Supplied material =>
====================

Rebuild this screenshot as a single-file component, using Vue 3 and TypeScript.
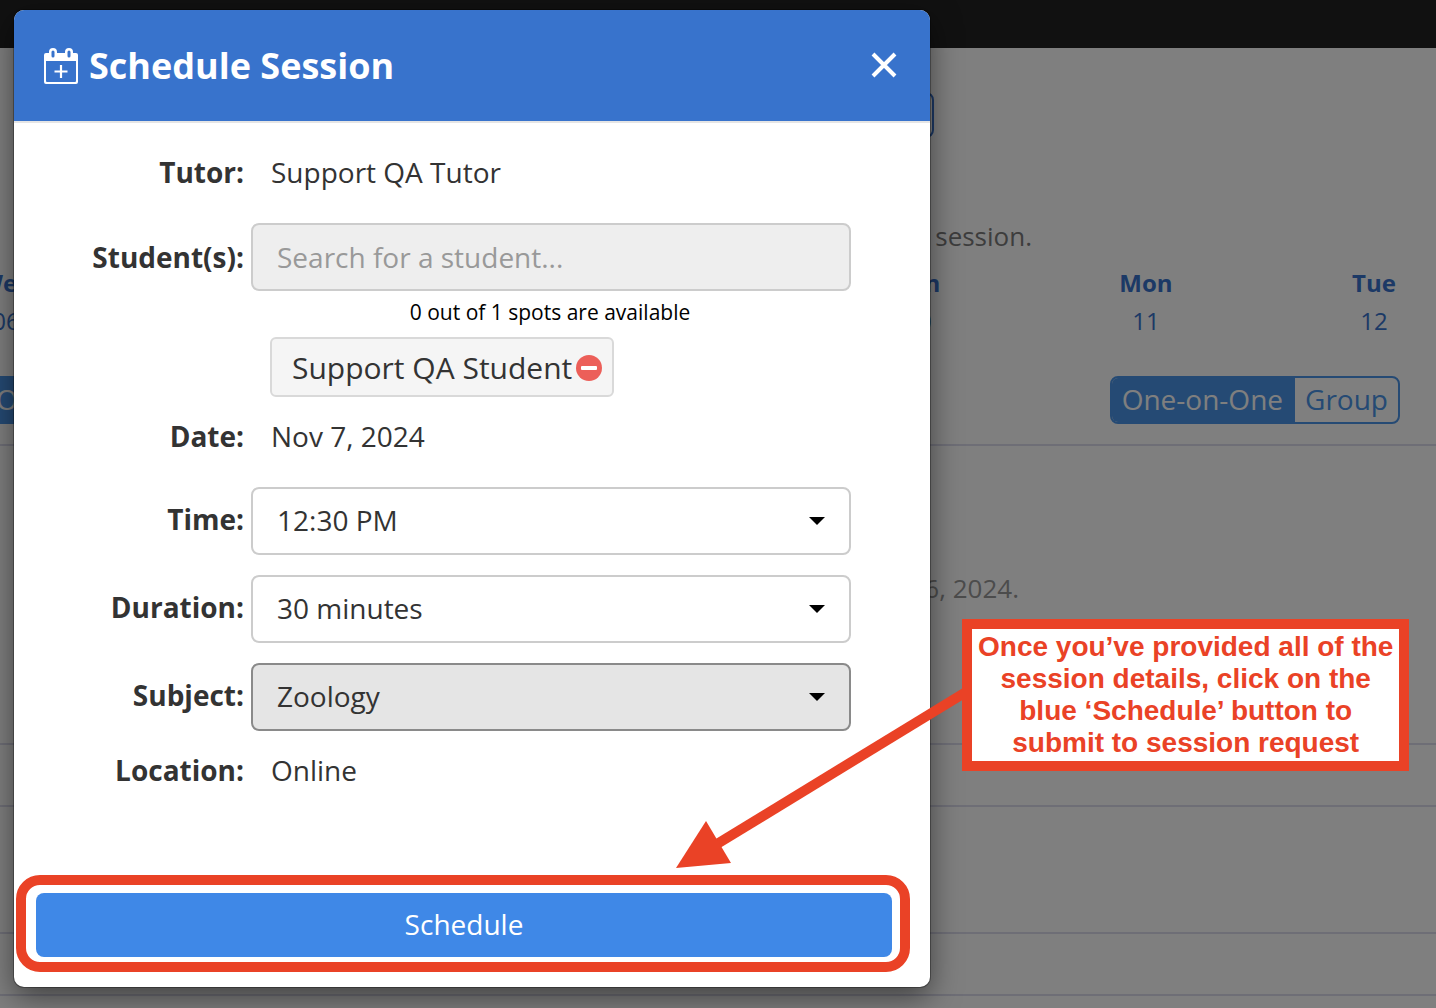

====================

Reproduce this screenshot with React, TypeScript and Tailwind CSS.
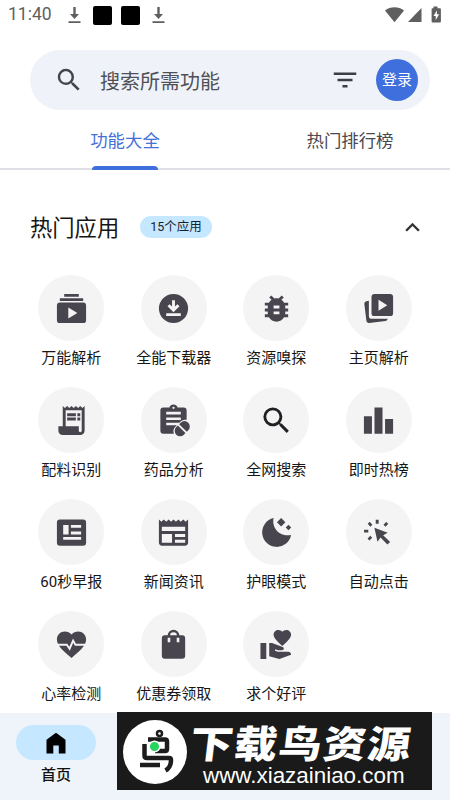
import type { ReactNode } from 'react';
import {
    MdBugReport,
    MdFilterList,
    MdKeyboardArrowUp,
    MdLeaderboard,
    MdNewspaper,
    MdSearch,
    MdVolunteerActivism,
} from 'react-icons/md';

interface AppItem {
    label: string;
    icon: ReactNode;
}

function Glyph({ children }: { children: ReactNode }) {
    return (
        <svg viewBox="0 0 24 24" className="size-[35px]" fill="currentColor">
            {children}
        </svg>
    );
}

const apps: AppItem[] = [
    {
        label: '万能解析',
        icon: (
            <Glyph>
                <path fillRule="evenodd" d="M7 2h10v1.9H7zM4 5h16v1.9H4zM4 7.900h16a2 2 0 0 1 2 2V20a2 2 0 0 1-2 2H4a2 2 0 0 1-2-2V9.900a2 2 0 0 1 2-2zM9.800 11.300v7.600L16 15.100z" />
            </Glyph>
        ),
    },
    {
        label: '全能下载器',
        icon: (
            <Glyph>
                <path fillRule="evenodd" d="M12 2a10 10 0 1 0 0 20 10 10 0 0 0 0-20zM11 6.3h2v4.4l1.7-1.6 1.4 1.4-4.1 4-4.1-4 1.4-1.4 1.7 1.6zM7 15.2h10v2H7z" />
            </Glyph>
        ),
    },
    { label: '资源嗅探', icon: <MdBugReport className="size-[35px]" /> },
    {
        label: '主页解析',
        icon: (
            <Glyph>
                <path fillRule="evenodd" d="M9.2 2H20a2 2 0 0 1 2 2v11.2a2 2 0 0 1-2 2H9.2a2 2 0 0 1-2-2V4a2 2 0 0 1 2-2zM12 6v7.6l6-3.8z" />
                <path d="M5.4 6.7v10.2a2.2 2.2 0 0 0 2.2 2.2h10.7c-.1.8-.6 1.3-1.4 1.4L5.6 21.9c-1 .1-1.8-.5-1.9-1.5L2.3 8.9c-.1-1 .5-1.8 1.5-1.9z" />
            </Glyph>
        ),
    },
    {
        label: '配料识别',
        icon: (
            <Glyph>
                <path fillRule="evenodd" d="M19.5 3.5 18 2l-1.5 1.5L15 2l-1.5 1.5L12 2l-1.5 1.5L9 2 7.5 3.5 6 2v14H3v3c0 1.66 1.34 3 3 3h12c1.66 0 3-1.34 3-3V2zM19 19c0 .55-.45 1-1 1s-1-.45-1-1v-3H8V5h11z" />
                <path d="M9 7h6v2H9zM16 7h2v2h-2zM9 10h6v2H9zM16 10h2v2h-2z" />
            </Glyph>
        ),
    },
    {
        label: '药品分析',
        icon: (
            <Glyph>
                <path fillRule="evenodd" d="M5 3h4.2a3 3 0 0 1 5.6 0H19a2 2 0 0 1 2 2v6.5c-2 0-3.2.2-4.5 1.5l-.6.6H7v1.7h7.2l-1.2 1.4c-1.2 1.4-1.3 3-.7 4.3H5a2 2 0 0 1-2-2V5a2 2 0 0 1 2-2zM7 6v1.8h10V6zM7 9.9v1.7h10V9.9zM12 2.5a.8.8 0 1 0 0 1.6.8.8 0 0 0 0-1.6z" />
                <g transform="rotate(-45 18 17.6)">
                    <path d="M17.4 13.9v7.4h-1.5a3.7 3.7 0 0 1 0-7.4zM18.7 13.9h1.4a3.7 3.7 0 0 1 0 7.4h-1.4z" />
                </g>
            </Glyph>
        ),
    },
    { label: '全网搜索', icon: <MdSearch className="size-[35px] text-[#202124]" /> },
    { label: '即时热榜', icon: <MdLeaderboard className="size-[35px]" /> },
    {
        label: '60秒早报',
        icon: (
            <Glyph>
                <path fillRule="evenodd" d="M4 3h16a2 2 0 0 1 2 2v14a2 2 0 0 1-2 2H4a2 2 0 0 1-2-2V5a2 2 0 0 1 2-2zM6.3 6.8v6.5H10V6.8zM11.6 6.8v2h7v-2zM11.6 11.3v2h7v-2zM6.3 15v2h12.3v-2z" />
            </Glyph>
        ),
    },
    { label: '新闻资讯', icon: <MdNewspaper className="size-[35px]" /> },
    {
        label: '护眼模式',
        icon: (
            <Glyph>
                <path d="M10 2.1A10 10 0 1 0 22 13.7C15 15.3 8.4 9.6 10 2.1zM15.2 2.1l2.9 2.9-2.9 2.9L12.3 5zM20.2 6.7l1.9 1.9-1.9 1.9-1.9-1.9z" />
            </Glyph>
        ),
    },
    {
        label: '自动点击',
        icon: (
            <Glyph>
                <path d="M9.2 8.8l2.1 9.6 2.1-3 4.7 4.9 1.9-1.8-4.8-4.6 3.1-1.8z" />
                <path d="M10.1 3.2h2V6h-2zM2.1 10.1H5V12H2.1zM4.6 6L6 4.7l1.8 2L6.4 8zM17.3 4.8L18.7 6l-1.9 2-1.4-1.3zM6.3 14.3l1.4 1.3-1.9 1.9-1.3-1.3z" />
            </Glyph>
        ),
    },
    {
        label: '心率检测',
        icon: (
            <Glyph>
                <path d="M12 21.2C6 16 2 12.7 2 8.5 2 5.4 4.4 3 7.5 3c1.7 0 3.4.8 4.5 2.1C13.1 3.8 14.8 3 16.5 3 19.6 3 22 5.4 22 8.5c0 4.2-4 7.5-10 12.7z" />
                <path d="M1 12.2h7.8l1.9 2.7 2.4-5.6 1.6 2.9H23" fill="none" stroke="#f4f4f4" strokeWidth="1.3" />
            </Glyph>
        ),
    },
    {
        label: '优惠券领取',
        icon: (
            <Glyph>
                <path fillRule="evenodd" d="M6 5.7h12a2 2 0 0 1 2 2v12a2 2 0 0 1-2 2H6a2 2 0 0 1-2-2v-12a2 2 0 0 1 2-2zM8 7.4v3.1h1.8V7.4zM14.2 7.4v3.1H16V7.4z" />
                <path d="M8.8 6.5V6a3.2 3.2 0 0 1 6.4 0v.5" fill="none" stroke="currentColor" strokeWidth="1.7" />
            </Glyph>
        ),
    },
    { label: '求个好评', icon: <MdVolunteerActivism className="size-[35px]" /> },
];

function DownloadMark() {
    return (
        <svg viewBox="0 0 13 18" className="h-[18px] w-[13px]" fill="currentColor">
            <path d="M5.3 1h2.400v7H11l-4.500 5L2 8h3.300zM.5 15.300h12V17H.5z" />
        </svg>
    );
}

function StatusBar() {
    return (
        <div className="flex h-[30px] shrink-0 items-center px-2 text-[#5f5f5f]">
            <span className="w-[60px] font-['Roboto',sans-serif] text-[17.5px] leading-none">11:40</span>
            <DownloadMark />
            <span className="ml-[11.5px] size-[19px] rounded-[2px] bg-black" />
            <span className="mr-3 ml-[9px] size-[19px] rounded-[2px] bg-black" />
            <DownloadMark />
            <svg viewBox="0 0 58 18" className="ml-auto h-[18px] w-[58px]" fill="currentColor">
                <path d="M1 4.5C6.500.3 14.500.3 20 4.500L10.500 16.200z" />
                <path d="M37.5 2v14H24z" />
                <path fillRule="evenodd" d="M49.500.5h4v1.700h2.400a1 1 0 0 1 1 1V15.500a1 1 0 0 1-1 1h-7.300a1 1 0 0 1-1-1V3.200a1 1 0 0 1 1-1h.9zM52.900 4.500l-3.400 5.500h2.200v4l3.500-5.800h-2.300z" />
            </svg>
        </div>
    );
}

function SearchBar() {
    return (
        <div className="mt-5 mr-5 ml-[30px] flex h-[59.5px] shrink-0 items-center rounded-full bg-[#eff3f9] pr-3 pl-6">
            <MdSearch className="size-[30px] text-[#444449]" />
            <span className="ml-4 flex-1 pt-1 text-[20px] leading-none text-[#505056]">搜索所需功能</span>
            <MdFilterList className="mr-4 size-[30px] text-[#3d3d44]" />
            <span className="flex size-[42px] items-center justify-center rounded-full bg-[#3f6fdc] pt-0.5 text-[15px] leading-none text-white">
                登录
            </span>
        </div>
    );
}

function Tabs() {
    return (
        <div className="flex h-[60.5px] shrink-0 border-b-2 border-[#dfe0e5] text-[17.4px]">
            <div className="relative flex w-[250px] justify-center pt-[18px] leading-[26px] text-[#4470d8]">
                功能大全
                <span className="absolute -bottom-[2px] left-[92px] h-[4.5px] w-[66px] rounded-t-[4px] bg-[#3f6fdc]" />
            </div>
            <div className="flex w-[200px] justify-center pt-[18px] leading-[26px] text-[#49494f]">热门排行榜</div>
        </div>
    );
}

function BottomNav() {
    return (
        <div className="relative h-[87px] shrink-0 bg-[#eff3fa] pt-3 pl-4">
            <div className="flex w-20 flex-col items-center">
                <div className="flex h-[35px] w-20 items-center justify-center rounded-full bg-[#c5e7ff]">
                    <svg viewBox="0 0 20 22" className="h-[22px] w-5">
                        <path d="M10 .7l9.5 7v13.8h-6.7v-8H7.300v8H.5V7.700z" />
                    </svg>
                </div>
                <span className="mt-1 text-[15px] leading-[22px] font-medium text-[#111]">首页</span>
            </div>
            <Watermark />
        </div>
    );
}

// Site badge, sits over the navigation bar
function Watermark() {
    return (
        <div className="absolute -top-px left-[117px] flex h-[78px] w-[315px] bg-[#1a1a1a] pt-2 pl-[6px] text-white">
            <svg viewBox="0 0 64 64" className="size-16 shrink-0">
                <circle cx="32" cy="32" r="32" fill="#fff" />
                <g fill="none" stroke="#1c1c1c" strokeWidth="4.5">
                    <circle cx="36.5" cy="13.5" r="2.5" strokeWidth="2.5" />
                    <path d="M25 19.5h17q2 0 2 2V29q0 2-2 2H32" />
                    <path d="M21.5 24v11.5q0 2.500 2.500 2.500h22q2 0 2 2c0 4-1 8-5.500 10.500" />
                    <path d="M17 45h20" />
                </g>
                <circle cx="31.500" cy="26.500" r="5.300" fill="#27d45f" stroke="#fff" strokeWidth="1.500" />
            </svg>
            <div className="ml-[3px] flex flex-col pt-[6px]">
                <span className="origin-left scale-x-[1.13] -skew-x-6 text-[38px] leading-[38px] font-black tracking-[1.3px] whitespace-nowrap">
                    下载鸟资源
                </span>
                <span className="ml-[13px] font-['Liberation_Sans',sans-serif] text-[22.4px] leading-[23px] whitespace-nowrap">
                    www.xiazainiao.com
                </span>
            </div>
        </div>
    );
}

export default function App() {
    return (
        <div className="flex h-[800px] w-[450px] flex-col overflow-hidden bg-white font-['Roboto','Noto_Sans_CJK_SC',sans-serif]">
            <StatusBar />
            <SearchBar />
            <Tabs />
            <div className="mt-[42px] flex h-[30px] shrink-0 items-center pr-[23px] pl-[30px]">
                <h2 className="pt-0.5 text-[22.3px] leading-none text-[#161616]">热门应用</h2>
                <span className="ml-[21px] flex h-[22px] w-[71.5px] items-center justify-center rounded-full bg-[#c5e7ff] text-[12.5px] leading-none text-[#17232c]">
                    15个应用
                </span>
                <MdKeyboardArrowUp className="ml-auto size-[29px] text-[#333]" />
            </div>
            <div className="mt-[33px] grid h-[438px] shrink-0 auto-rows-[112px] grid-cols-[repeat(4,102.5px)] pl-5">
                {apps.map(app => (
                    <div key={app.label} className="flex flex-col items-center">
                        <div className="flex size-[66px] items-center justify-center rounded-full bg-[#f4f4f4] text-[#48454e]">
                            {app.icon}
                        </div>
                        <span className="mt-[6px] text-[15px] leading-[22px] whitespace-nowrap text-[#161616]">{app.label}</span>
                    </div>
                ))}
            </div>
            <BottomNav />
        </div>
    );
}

====================

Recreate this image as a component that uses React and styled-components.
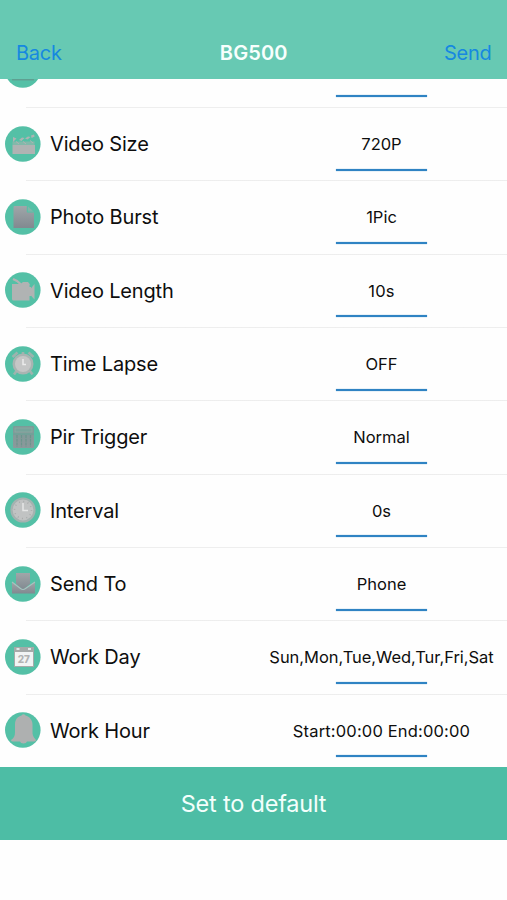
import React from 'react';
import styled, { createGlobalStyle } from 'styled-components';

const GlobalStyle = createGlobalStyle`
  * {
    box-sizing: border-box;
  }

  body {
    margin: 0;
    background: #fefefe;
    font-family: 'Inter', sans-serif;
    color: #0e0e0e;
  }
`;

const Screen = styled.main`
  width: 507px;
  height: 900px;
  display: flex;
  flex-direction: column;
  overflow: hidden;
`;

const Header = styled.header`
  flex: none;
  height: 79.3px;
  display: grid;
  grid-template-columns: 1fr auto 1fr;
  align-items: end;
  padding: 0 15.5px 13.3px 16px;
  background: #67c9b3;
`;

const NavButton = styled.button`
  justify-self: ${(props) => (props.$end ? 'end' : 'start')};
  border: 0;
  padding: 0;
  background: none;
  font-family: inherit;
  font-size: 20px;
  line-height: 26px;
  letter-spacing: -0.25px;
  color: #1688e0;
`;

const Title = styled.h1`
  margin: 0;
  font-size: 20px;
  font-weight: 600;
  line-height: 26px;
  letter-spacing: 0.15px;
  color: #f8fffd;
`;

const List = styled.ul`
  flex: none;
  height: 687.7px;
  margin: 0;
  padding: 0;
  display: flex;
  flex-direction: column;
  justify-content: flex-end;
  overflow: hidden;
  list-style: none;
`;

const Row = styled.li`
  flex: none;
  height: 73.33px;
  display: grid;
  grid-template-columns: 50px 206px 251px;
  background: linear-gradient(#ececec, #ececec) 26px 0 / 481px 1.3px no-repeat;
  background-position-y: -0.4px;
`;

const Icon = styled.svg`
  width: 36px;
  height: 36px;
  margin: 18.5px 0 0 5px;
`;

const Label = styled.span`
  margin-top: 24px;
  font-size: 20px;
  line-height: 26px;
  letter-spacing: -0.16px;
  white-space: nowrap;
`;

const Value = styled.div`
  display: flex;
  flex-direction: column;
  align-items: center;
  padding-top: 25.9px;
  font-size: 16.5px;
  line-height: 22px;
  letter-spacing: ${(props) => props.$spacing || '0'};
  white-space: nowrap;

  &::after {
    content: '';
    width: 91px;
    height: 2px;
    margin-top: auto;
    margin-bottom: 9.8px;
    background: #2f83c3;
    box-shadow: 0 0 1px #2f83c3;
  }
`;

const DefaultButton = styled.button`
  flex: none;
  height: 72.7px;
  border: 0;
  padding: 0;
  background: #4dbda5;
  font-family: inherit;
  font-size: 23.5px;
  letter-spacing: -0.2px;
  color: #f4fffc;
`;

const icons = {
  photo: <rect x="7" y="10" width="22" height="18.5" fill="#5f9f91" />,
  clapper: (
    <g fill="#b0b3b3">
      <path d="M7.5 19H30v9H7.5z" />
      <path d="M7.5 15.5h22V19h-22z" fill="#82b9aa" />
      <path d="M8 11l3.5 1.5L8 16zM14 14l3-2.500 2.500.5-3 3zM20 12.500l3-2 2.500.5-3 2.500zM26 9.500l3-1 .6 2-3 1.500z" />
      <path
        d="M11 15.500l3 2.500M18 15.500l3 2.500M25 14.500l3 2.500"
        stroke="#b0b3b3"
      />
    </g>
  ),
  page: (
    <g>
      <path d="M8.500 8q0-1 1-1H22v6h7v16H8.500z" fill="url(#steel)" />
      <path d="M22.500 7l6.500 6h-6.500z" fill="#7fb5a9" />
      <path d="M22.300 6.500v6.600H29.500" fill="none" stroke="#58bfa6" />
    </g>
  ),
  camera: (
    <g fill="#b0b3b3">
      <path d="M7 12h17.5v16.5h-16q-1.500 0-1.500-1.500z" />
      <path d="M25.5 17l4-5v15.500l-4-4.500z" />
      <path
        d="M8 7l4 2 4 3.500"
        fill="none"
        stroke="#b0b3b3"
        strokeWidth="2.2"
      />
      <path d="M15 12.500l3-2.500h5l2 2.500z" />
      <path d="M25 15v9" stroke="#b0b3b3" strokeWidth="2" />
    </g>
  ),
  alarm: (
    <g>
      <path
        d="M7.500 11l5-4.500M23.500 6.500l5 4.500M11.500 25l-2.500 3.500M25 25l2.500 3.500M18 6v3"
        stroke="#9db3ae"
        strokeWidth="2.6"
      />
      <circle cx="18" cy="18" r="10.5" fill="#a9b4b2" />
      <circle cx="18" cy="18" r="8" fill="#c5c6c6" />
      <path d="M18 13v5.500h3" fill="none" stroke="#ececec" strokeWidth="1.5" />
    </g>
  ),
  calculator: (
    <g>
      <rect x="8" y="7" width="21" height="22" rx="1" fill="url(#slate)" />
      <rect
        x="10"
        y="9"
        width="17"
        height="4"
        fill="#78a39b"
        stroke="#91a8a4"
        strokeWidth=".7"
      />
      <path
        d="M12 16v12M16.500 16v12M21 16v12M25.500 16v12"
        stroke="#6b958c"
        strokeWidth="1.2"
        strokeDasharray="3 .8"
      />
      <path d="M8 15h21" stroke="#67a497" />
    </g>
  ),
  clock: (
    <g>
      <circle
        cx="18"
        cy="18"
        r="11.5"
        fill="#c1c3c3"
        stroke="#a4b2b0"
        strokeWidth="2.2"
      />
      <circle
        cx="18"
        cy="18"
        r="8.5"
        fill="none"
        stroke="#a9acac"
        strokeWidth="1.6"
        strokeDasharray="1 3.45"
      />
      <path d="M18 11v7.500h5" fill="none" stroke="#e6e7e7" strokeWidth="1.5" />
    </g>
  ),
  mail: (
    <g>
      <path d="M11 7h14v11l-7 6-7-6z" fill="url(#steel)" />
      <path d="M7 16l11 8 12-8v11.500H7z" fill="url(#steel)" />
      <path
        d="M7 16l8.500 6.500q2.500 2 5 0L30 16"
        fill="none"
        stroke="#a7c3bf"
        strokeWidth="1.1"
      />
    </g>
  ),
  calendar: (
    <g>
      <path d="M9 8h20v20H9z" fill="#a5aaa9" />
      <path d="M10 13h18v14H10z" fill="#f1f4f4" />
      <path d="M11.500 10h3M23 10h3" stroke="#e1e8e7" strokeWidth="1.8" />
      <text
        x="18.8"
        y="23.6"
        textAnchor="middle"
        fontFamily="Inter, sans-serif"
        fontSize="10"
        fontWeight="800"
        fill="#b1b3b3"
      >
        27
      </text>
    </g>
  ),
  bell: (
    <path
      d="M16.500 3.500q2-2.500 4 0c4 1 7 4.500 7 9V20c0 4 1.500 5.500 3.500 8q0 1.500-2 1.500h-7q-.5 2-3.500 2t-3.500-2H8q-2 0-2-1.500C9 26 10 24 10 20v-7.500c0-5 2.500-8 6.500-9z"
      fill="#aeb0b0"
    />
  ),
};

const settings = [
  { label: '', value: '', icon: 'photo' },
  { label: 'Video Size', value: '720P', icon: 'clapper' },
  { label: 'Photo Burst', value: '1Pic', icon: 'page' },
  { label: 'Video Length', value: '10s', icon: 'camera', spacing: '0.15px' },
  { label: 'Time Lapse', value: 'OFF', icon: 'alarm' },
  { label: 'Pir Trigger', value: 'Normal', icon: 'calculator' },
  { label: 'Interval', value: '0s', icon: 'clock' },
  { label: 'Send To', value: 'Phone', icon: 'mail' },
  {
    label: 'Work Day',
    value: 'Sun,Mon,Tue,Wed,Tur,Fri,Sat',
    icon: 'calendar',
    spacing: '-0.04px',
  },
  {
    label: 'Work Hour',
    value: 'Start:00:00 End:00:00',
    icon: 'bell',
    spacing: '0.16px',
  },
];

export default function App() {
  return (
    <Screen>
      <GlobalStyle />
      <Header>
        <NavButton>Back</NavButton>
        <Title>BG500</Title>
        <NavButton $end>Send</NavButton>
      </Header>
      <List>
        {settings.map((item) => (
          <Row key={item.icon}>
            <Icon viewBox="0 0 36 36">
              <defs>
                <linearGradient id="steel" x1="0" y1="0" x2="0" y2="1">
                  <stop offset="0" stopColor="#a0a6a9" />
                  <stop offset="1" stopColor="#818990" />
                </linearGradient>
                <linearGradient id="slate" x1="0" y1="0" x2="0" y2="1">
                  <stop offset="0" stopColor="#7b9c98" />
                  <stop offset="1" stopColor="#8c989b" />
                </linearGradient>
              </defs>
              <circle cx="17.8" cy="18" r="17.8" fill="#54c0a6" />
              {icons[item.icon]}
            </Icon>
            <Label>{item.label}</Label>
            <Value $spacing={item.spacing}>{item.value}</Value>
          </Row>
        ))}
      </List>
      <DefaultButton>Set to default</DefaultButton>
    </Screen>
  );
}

====================

Prompt =>
Each line that holds the word "this" is to be copied.

Task solution =>
Rebuild this screenshot as a single-file component, using Vue 3 and TypeScript.
Reproduce this screenshot with React, TypeScript and Tailwind CSS.
Recreate this image as a component that uses React and styled-components.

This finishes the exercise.